# SHORT TASK
Return each line of the data below exactly, omitting any pictures.

# DATA SEGMENT
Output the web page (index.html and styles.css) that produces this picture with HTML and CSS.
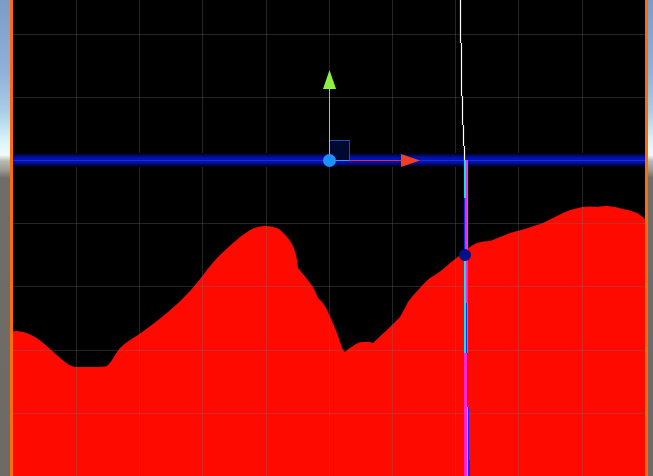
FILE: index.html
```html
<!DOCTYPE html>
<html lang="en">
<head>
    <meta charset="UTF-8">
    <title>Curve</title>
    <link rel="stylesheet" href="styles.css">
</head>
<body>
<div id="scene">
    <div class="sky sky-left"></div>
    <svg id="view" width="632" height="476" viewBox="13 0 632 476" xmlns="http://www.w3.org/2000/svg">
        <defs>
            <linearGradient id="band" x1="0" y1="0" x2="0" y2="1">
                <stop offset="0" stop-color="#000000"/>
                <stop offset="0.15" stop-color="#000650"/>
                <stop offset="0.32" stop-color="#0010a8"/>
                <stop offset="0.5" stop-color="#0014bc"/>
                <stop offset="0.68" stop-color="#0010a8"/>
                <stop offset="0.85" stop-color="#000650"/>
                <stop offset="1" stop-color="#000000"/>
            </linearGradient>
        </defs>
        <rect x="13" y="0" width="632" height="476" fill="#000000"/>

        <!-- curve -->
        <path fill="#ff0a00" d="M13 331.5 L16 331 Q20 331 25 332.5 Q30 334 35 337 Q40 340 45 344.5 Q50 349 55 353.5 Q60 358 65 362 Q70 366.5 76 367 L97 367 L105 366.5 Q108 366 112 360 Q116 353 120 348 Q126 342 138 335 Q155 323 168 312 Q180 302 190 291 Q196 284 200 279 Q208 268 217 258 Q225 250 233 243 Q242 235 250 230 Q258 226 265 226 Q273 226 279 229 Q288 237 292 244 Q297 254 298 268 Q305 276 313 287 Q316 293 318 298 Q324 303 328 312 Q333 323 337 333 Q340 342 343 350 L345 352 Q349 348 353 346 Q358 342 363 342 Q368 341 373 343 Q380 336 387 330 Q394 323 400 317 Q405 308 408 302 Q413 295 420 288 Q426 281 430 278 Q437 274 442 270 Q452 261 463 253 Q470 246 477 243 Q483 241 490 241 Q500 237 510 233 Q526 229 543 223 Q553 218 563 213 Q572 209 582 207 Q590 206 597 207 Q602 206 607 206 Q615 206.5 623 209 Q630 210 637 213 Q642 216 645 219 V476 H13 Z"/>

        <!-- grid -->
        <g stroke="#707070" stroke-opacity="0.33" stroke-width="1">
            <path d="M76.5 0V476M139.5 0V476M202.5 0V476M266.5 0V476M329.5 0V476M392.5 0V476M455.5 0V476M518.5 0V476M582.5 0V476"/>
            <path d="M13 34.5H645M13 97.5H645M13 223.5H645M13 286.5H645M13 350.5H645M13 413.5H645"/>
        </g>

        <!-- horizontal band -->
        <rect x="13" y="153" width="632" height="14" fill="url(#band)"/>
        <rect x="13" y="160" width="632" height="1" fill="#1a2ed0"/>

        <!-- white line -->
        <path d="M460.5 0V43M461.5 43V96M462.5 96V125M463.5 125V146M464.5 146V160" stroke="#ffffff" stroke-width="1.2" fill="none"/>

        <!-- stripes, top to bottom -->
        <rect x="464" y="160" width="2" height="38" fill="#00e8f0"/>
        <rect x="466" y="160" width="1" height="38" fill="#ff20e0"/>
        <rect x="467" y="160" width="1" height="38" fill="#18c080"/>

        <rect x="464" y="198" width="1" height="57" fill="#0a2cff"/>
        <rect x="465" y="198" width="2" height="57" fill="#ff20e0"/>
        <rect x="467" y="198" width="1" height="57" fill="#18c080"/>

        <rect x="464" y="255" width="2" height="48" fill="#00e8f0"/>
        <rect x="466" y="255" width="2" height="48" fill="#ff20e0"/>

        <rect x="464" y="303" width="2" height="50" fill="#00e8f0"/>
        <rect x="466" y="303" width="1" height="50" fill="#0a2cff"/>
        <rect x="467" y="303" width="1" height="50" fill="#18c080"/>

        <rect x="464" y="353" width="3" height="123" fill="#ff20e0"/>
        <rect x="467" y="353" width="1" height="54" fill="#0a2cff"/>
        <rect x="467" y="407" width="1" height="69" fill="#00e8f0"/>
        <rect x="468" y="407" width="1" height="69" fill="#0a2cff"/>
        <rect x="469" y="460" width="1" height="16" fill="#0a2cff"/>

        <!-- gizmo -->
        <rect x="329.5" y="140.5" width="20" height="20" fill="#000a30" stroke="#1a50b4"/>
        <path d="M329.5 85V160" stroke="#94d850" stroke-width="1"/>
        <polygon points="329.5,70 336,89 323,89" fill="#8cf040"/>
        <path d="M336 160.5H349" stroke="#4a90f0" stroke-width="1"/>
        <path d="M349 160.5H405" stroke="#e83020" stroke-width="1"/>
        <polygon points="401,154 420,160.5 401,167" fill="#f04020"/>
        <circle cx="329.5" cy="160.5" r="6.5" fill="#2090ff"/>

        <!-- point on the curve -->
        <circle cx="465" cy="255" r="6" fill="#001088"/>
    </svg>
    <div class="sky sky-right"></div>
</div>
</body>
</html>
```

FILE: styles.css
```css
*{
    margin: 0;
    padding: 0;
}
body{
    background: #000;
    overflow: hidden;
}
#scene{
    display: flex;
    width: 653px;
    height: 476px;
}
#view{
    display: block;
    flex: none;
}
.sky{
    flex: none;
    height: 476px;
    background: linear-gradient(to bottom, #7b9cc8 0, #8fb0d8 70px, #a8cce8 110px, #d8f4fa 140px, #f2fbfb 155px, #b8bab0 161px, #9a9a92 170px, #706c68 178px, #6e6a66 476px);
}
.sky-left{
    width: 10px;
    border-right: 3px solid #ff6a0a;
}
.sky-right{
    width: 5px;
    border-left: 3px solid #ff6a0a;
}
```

# ANSWER TO THE TASK
Output the web page (index.html and styles.css) that produces this picture with HTML and CSS.
FILE: index.html
```html
<!DOCTYPE html>
<html lang="en">
<head>
    <meta charset="UTF-8">
    <title>Curve</title>
    <link rel="stylesheet" href="styles.css">
</head>
<body>
<div id="scene">
    <div class="sky sky-left"></div>
    <svg id="view" width="632" height="476" viewBox="13 0 632 476" xmlns="http://www.w3.org/2000/svg">
        <defs>
            <linearGradient id="band" x1="0" y1="0" x2="0" y2="1">
                <stop offset="0" stop-color="#000000"/>
                <stop offset="0.15" stop-color="#000650"/>
                <stop offset="0.32" stop-color="#0010a8"/>
                <stop offset="0.5" stop-color="#0014bc"/>
                <stop offset="0.68" stop-color="#0010a8"/>
                <stop offset="0.85" stop-color="#000650"/>
                <stop offset="1" stop-color="#000000"/>
            </linearGradient>
        </defs>
        <rect x="13" y="0" width="632" height="476" fill="#000000"/>

        <!-- curve -->
        <path fill="#ff0a00" d="M13 331.5 L16 331 Q20 331 25 332.5 Q30 334 35 337 Q40 340 45 344.5 Q50 349 55 353.5 Q60 358 65 362 Q70 366.5 76 367 L97 367 L105 366.5 Q108 366 112 360 Q116 353 120 348 Q126 342 138 335 Q155 323 168 312 Q180 302 190 291 Q196 284 200 279 Q208 268 217 258 Q225 250 233 243 Q242 235 250 230 Q258 226 265 226 Q273 226 279 229 Q288 237 292 244 Q297 254 298 268 Q305 276 313 287 Q316 293 318 298 Q324 303 328 312 Q333 323 337 333 Q340 342 343 350 L345 352 Q349 348 353 346 Q358 342 363 342 Q368 341 373 343 Q380 336 387 330 Q394 323 400 317 Q405 308 408 302 Q413 295 420 288 Q426 281 430 278 Q437 274 442 270 Q452 261 463 253 Q470 246 477 243 Q483 241 490 241 Q500 237 510 233 Q526 229 543 223 Q553 218 563 213 Q572 209 582 207 Q590 206 597 207 Q602 206 607 206 Q615 206.5 623 209 Q630 210 637 213 Q642 216 645 219 V476 H13 Z"/>

        <!-- grid -->
        <g stroke="#707070" stroke-opacity="0.33" stroke-width="1">
            <path d="M76.5 0V476M139.5 0V476M202.5 0V476M266.5 0V476M329.5 0V476M392.5 0V476M455.5 0V476M518.5 0V476M582.5 0V476"/>
            <path d="M13 34.5H645M13 97.5H645M13 223.5H645M13 286.5H645M13 350.5H645M13 413.5H645"/>
        </g>

        <!-- horizontal band -->
        <rect x="13" y="153" width="632" height="14" fill="url(#band)"/>
        <rect x="13" y="160" width="632" height="1" fill="#1a2ed0"/>

        <!-- white line -->
        <path d="M460.5 0V43M461.5 43V96M462.5 96V125M463.5 125V146M464.5 146V160" stroke="#ffffff" stroke-width="1.2" fill="none"/>

        <!-- stripes, top to bottom -->
        <rect x="464" y="160" width="2" height="38" fill="#00e8f0"/>
        <rect x="466" y="160" width="1" height="38" fill="#ff20e0"/>
        <rect x="467" y="160" width="1" height="38" fill="#18c080"/>

        <rect x="464" y="198" width="1" height="57" fill="#0a2cff"/>
        <rect x="465" y="198" width="2" height="57" fill="#ff20e0"/>
        <rect x="467" y="198" width="1" height="57" fill="#18c080"/>

        <rect x="464" y="255" width="2" height="48" fill="#00e8f0"/>
        <rect x="466" y="255" width="2" height="48" fill="#ff20e0"/>

        <rect x="464" y="303" width="2" height="50" fill="#00e8f0"/>
        <rect x="466" y="303" width="1" height="50" fill="#0a2cff"/>
        <rect x="467" y="303" width="1" height="50" fill="#18c080"/>

        <rect x="464" y="353" width="3" height="123" fill="#ff20e0"/>
        <rect x="467" y="353" width="1" height="54" fill="#0a2cff"/>
        <rect x="467" y="407" width="1" height="69" fill="#00e8f0"/>
        <rect x="468" y="407" width="1" height="69" fill="#0a2cff"/>
        <rect x="469" y="460" width="1" height="16" fill="#0a2cff"/>

        <!-- gizmo -->
        <rect x="329.5" y="140.5" width="20" height="20" fill="#000a30" stroke="#1a50b4"/>
        <path d="M329.5 85V160" stroke="#94d850" stroke-width="1"/>
        <polygon points="329.5,70 336,89 323,89" fill="#8cf040"/>
        <path d="M336 160.5H349" stroke="#4a90f0" stroke-width="1"/>
        <path d="M349 160.5H405" stroke="#e83020" stroke-width="1"/>
        <polygon points="401,154 420,160.5 401,167" fill="#f04020"/>
        <circle cx="329.5" cy="160.5" r="6.5" fill="#2090ff"/>

        <!-- point on the curve -->
        <circle cx="465" cy="255" r="6" fill="#001088"/>
    </svg>
    <div class="sky sky-right"></div>
</div>
</body>
</html>
```

FILE: styles.css
```css
*{
    margin: 0;
    padding: 0;
}
body{
    background: #000;
    overflow: hidden;
}
#scene{
    display: flex;
    width: 653px;
    height: 476px;
}
#view{
    display: block;
    flex: none;
}
.sky{
    flex: none;
    height: 476px;
    background: linear-gradient(to bottom, #7b9cc8 0, #8fb0d8 70px, #a8cce8 110px, #d8f4fa 140px, #f2fbfb 155px, #b8bab0 161px, #9a9a92 170px, #706c68 178px, #6e6a66 476px);
}
.sky-left{
    width: 10px;
    border-right: 3px solid #ff6a0a;
}
.sky-right{
    width: 5px;
    border-left: 3px solid #ff6a0a;
}
```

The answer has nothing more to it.